PJ staff report
CHARLOTTE, N.C. – A group of private funders and community leaders has formed to study and propose how philanthropy can help address the challenges facing the Charlotte-Mecklenburg Schools.
The Charlotte-Mecklenburg Schools Investment Study Group consists of 13 members from family foundations, corporate funders and business and community leaders.
Together, they will study how philanthropy has worked with public education in other parts of the U.S. and offer recommendations by year’s end on how funders can help local schools reach goals related to student performance and equity.
The committee will be co-chaired by Anna Spangler Nelson of the C.D. Spangler Foundation and Richard “Stick” Williams, president of the Duke Energy Foundation.
“To work on this problem with private philanthropy is a farsighted and community-minded approach,” Peter Gorman, superintendent of the Charlotte-Mecklenburg Schools, says in a statement. “Charlotte and Mecklenburg County are fortunate to have citizens who are willing to provide such leadership.”
Gorman has pledged the school system’s support to the committee and will provide information and context to the group as needed.
Administrative support and facilitation for the effort will be provided by the Foundation for the Carolinas.
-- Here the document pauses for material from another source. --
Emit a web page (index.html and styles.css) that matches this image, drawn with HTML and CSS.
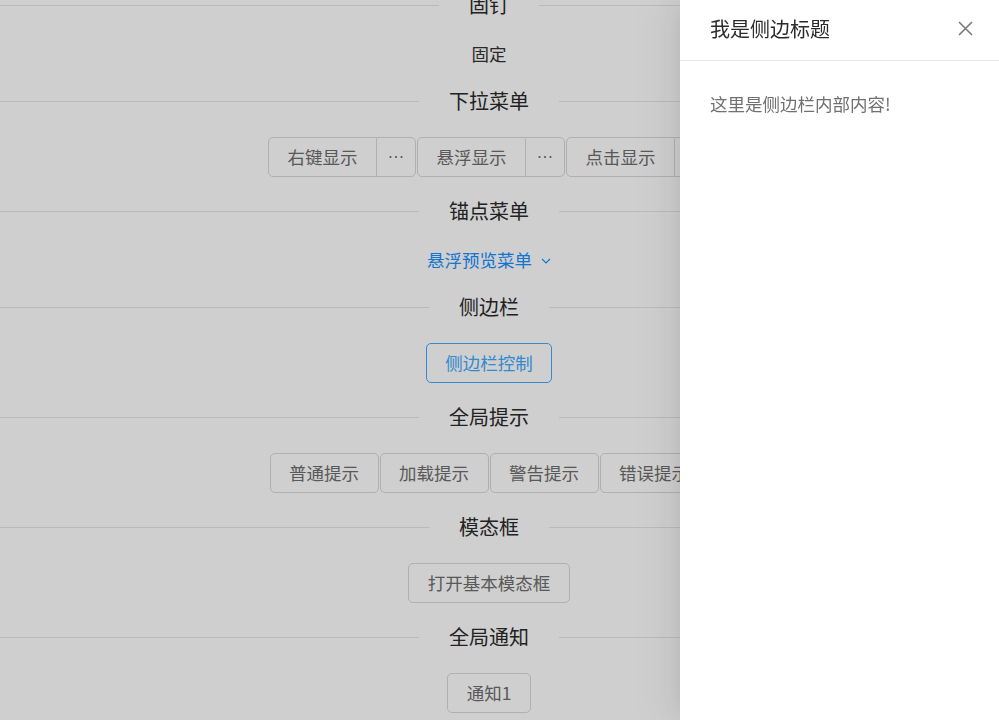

Other foundations represented on the committee are The Duke Endowment, Leon Levine Foundation, Belk Foundation and John S. and James L. Knight Foundation.
Bank of America, Wachovia and Novant Health have representatives on the committee.
Charlotte Mayor Anthony Foxx, R.J. Leeper of Ronald Leeper Construction, retired Superior Court Judge Calvin Murphy and retired educator Calvin Wallace also will serve.